_Instruction:_
Starting from the top of the material, restate each line exactly until the line that contains "const r = (n: number)", which is also copied. Pictures are excluded.

────────────────

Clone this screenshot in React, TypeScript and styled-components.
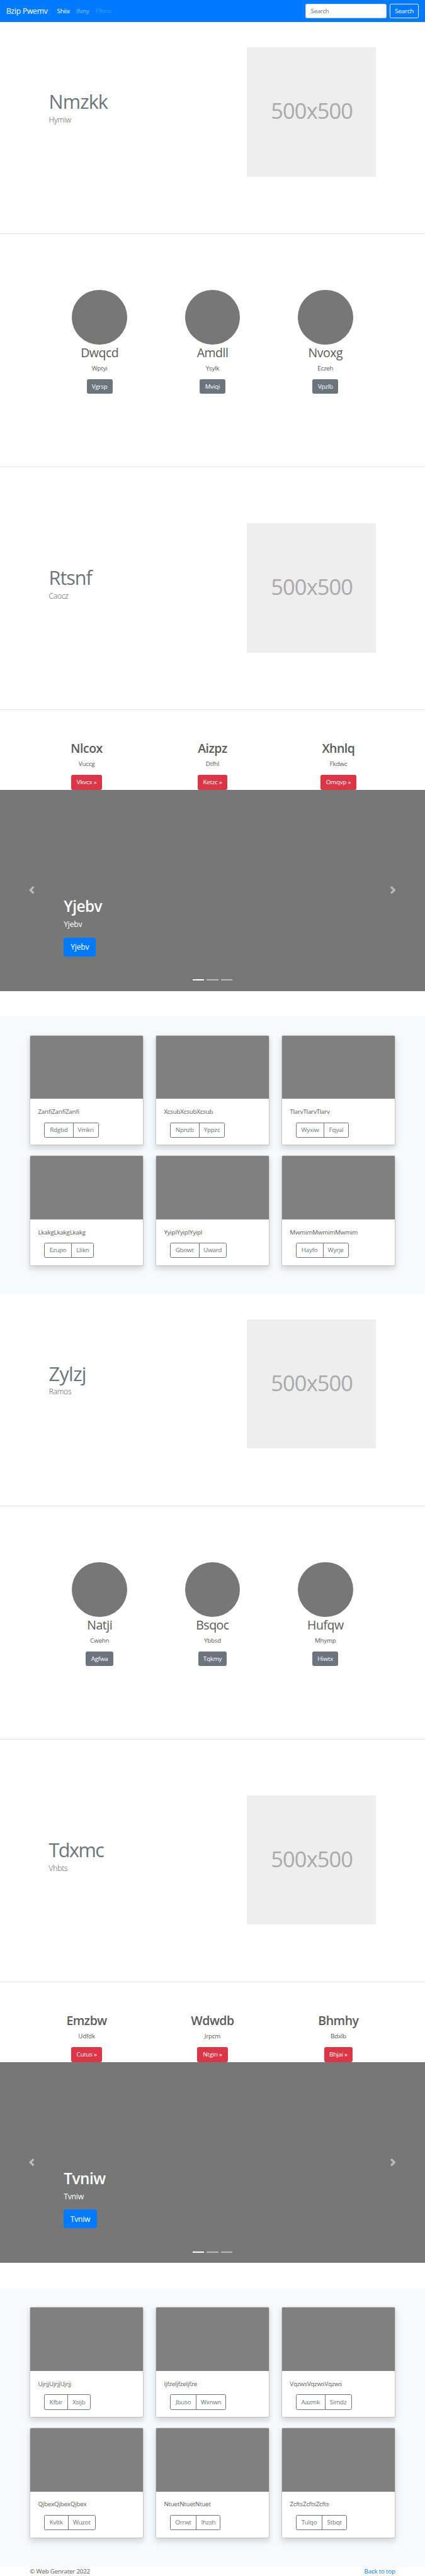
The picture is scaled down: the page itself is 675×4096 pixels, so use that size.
import React from "react";
import styled, { createGlobalStyle } from "styled-components";

const r = (n: number) => `${n / 16}rem`;

const GlobalStyle = createGlobalStyle`
  *, *::before, *::after { box-sizing: border-box; }
  html { font-size: 9.9963px; }
  body {
    margin: 0;
    background: #fff;
    color: #5a5a5a;
    font-family: "Open Sans", "Noto Sans", sans-serif;
    font-size: ${r(15.7)};
    line-height: ${r(24)};
    letter-spacing: -0.022em;
    overflow-x: hidden;
  }
  h1, h2, p { margin: 0; }
`;

const Navbar = styled.header`
  display: flex;
  align-items: center;
  height: ${r(56)};
  padding: 0 ${r(16)};
  background: #007bff;
`;

const Brand = styled.a`
  width: ${r(121)};
  color: #fff;
  font-size: ${r(19.5)};
  letter-spacing: -0.022em;
  white-space: nowrap;
`;

const NavList = styled.nav`
  display: flex;
  gap: ${r(16)};
  flex: 1;
  padding-left: ${r(8)};
`;

const NavItem = styled.a<{ $alpha: number }>`
  color: rgba(255, 255, 255, ${(p) => p.$alpha});
`;

const SearchForm = styled.form`
  display: flex;
  gap: ${r(8)};
`;

const SearchInput = styled.input`
  width: ${r(207)};
  height: ${r(38)};
  padding: 0 ${r(12)};
  border: 1px solid #ced4da;
  border-radius: ${r(4)};
  font: inherit;
  letter-spacing: -0.036em;
  &::placeholder { color: #6c757d; opacity: 1; }
`;

const fills = {
  secondary: "#6c757d",
  danger: "#dc3545",
  primary: "#007bff",
  none: "transparent",
};

const Button = styled.button<{ $fill: keyof typeof fills; $large?: boolean; $width?: number }>`
  display: inline-flex;
  align-items: center;
  justify-content: center;
  width: ${(p) => (p.$width ? r(p.$width) : "auto")};
  height: ${(p) => r(p.$large ? 48 : 38)};
  padding: 0;
  border: 1px solid ${(p) => (p.$fill === "none" ? "#f8f9fa" : fills[p.$fill])};
  border-radius: ${(p) => r(p.$large ? 4.8 : 4)};
  background: ${(p) => fills[p.$fill]};
  color: #fff;
  font: inherit;
  font-size: ${(p) => r(p.$large ? 19.5 : 15.7)};
  letter-spacing: inherit;
  white-space: nowrap;
`;

const Divider = styled.hr`
  height: 1px;
  margin: 0 0 -1px;
  border: 0;
  background: rgba(0, 0, 0, 0.1);
`;

const Container = styled.div<{ $width: number }>`
  width: ${(p) => r(p.$width)};
  margin: 0 auto;
`;

const FeatureSection = styled.section`
  height: ${r(537.4)};
  padding-top: ${r(64)};
`;

const LowerFeatureSection = styled.section`
  height: ${r(618)};
`;

const FeatureRow = styled(Container)`
  display: flex;
  justify-content: space-between;

  ${LowerFeatureSection} & { margin-top: ${r(144.4)}; }
`;

const FeatureTitle = styled.h2<{ $tracking: number }>`
  margin: ${r(114.2)} 0 ${r(6.4)};
  color: #6c757d;
  font-size: ${r(49)};
  line-height: ${r(50)};
  font-weight: 400;
  letter-spacing: ${(p) => p.$tracking}em;
`;

const FeatureLead = styled.p`
  font-size: ${r(19.5)};
  line-height: ${r(30)};
  font-weight: 300;
  letter-spacing: -0.025em;
`;

const Placeholder = styled.div`
  display: flex;
  align-items: center;
  justify-content: center;
  width: ${r(329)};
  height: ${r(329)};
  padding: 0 0 ${r(7)} ${r(2)};
  background: #eee;
  color: #aaa;
  font-size: ${r(55)};
  letter-spacing: -0.025em;
`;

const Profiles = styled.section`
  height: ${r(594)};
`;

const Columns = styled(Container)<{ $top: number }>`
  display: grid;
  grid-template-columns: repeat(3, 1fr);
  padding-top: ${(p) => r(p.$top)};
`;

const Column = styled.div`
  display: flex;
  flex-direction: column;
  align-items: center;
`;

const Avatar = styled.div`
  width: ${r(140)};
  height: ${r(140)};
  border-radius: 50%;
  background: #777;
`;

const ColumnTitle = styled.h2<{ $strong?: boolean }>`
  margin-top: ${r(1.4)};
  font-size: ${r(31.2)};
  line-height: ${r(38)};
  font-weight: ${(p) => (p.$strong ? 600 : 400)};
  letter-spacing: -0.025em;
`;

const ColumnText = styled.p`
  margin: ${r(8.2)} 0 ${r(15.4)};
`;

const Marketing = styled.section`
  height: ${r(204.5)};
`;

const Carousel = styled.section`
  position: relative;
  height: ${r(512)};
  padding: ${r(272.4)} 0 0 15%;
  background: #777;
  color: #fff;
`;

const CarouselTitle = styled.h1`
  font-size: ${r(39)};
  line-height: ${r(48)};
  font-weight: 600;
  letter-spacing: -0.022em;
`;

const CarouselText = styled.p`
  margin: ${r(8)} 0 ${r(17.6)};
  font-size: ${r(19.5)};
  line-height: ${r(30)};
`;

const Arrow = styled.svg<{ $side: "left" | "right" }>`
  position: absolute;
  top: 50%;
  ${(p) => p.$side}: 7.5%;
  width: ${r(20)};
  height: ${r(20)};
  margin: -${r(10)};
  fill: #fff;
  opacity: 0.5;
`;

const Indicators = styled.div`
  position: absolute;
  left: 0;
  right: 0;
  bottom: ${r(26)};
  display: flex;
  justify-content: center;
  gap: ${r(6)};
`;

const Indicator = styled.span<{ $active: boolean }>`
  width: ${r(30)};
  height: ${r(3)};
  background: #fff;
  opacity: ${(p) => (p.$active ? 1 : 0.5)};
`;

const Album = styled.section`
  height: ${r(708)};
  margin-top: ${r(64)};
  padding-top: ${r(48)};
  background: #f8f9fa;
`;

const CardGrid = styled(Container)`
  display: grid;
  grid-template-columns: repeat(3, 1fr);
  gap: ${r(24.4)} ${r(30)};
`;

const Card = styled.article`
  height: ${r(281.6)};
  overflow: hidden;
  border: 1px solid rgba(0, 0, 0, 0.125);
  border-radius: ${r(4)};
  background: #fff;
  background-clip: padding-box;
  box-shadow: 0 ${r(8)} ${r(16)} rgba(0, 0, 0, 0.15);
`;

const CardImage = styled.div`
  height: ${r(161.6)};
  background: #808080;
`;

const CardBody = styled.div`
  padding: ${r(20.6)} ${r(20)} 0;
`;

const ButtonGroup = styled.div`
  display: inline-flex;
  margin: ${r(14.8)} 0 0 ${r(15)};
  border: 1px solid #6c757d;
  border-radius: ${r(4)};
`;

const GroupButton = styled.button<{ $width: number }>`
  width: ${(p) => r(p.$width)};
  height: ${r(35.6)};
  padding: 0;
  border: 0;
  background: transparent;
  color: #6c757d;
  font: inherit;
  letter-spacing: inherit;
  & + & { border-left: 1px solid #6c757d; }
`;

const Footer = styled.footer`
  height: ${r(24)};
  overflow: hidden;
`;

const FooterRow = styled(Container)`
  display: flex;
  justify-content: space-between;
`;

const FooterLink = styled.a`
  color: #007bff;
`;

type Person = [name: string, text: string, action: string, width: number];
type FeatureText = [title: string, lead: string, tracking: number];
type AlbumCard = [text: string, first: string, firstWidth: number, second: string, secondWidth: number];

type Block = {
  intro: FeatureText;
  people: Person[];
  feature: FeatureText;
  offers: Person[];
  slide: string;
  slideButton: number;
  cards: AlbumCard[];
};

const blocks: Block[] = [
  {
    intro: ["Nmzkk", "Hymiw", -0.029],
    people: [
      ["Dwqcd", "Wptyi", "Vgrsp", 66],
      ["Amdll", "Ysylk", "Mviqi", 66],
      ["Nvoxg", "Eczeh", "Vpzlb", 65.5],
    ],
    feature: ["Rtsnf", "Caocz", -0.035],
    offers: [
      ["Nlcox", "Vuccg", "Vkvcx »", 78],
      ["Aizpz", "Dtfhl", "Ketzc »", 76],
      ["Xhnlq", "Fkdwc", "Omqvp »", 90],
    ],
    slide: "Yjebv",
    slideButton: 82,
    cards: [
      ["Zanfi", "Rdgbd", 72, "Vmkri", 64],
      ["Xcsub", "Npnzb", 72, "Yppzc", 65],
      ["Tlarv", "Wyxiw", 70, "Fqyal", 61],
      ["Lkakg", "Ezupo", 68, "Llikn", 56],
      ["Yyipl", "Gbowt", 72, "Uward", 69],
      ["Mwmim", "Hayfo", 67, "Wyrje", 64],
    ],
  },
  {
    intro: ["Zylzj", "Ramos", -0.022],
    people: [
      ["Natji", "Cwehn", "Agfwa", 71],
      ["Bsqoc", "Ybbsd", "Tqkmy", 71.5],
      ["Hufqw", "Mhymp", "Hiwtx", 65.5],
    ],
    feature: ["Tdxmc", "Vhbts", -0.052],
    offers: [
      ["Emzbw", "Udfdk", "Cutus »", 78],
      ["Wdwdb", "Jrpcm", "Ntgin »", 78.5],
      ["Bhmhy", "Bdxlb", "Bhjai »", 72],
    ],
    slide: "Tvniw",
    slideButton: 84,
    cards: [
      ["Ujrjj", "Kfbir", 58, "Xsijb", 57],
      ["Ijfze", "Jbuso", 65, "Wxnwn", 75],
      ["Vqzws", "Aazmk", 72, "Simdz", 67],
      ["Qjbex", "Kvltk", 59, "Wuzot", 69],
      ["Ntuet", "Orrwt", 65, "Ihzsh", 61],
      ["Zcfts", "Tulqo", 65, "Stbqt", 62],
    ],
  },
];

function Feature({ text: [title, lead, tracking] }: { text: FeatureText }) {
  return (
    <FeatureRow $width={832}>
      <div>
        <FeatureTitle $tracking={tracking}>{title}</FeatureTitle>
        <FeatureLead>{lead}</FeatureLead>
      </div>
      <Placeholder>500x500</Placeholder>
    </FeatureRow>
  );
}

function PageBlock({ block }: { block: Block }) {
  return (
    <>
      <FeatureSection>
        <Feature text={block.intro} />
      </FeatureSection>
      <Profiles>
        <Divider />
        <Columns $width={861} $top={144.4}>
          {block.people.map(([name, text, action, width]) => (
            <Column key={name}>
              <Avatar />
              <ColumnTitle>{name}</ColumnTitle>
              <ColumnText>{text}</ColumnText>
              <Button $fill="secondary" $width={width}>{action}</Button>
            </Column>
          ))}
        </Columns>
      </Profiles>
      <LowerFeatureSection>
        <Divider />
        <Feature text={block.feature} />
      </LowerFeatureSection>
      <Marketing>
        <Divider />
        <Columns $width={960} $top={79.5}>
          {block.offers.map(([name, text, action, width]) => (
            <Column key={name}>
              <ColumnTitle $strong>{name}</ColumnTitle>
              <ColumnText>{text}</ColumnText>
              <Button $fill="danger" $width={width}>{action}</Button>
            </Column>
          ))}
        </Columns>
      </Marketing>
      <Carousel>
        <CarouselTitle>{block.slide}</CarouselTitle>
        <CarouselText>{block.slide}</CarouselText>
        <Button $fill="primary" $large $width={block.slideButton}>{block.slide}</Button>
        <Arrow $side="left" viewBox="0 0 8 8">
          <path d="M5.25 0l-4 4 4 4 1.5-1.5L4.25 4l2.5-2.5L5.25 0z" />
        </Arrow>
        <Arrow $side="right" viewBox="0 0 8 8">
          <path d="M2.75 0l-1.5 1.5L3.75 4l-2.5 2.5L2.75 8l4-4-4-4z" />
        </Arrow>
        <Indicators>
          {[0, 1, 2].map((i) => (
            <Indicator key={i} $active={i === 0} />
          ))}
        </Indicators>
      </Carousel>
      <Album>
        <CardGrid $width={930}>
          {block.cards.map(([text, first, firstWidth, second, secondWidth]) => (
            <Card key={text}>
              <CardImage />
              <CardBody>
                <p>{text.repeat(3)}</p>
                <ButtonGroup>
                  <GroupButton $width={firstWidth}>{first}</GroupButton>
                  <GroupButton $width={secondWidth}>{second}</GroupButton>
                </ButtonGroup>
              </CardBody>
            </Card>
          ))}
        </CardGrid>
      </Album>
    </>
  );
}

export default function App() {
  return (
    <>
      <GlobalStyle />
      <Navbar>
        <Brand>Bzip Pwemv</Brand>
        <NavList>
          <NavItem $alpha={1}>Shiix</NavItem>
          <NavItem $alpha={0.5}>Ifvny</NavItem>
          <NavItem $alpha={0.25}>Ffhno</NavItem>
        </NavList>
        <SearchForm>
          <SearchInput placeholder="Search" />
          <Button type="button" $fill="none" $width={73}>Search</Button>
        </SearchForm>
      </Navbar>
      <main>
        {blocks.map((block) => (
          <PageBlock key={block.slide} block={block} />
        ))}
      </main>
      <Footer>
        <FooterRow $width={929}>
          <span>© Web Genrater 2022</span>
          <FooterLink>Back to top</FooterLink>
        </FooterRow>
      </Footer>
    </>
  );
}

────────────────

_Answer:_
Clone this screenshot in React, TypeScript and styled-components.
The picture is scaled down: the page itself is 675×4096 pixels, so use that size.
import React from "react";
import styled, { createGlobalStyle } from "styled-components";

const r = (n: number) => `${n / 16}rem`;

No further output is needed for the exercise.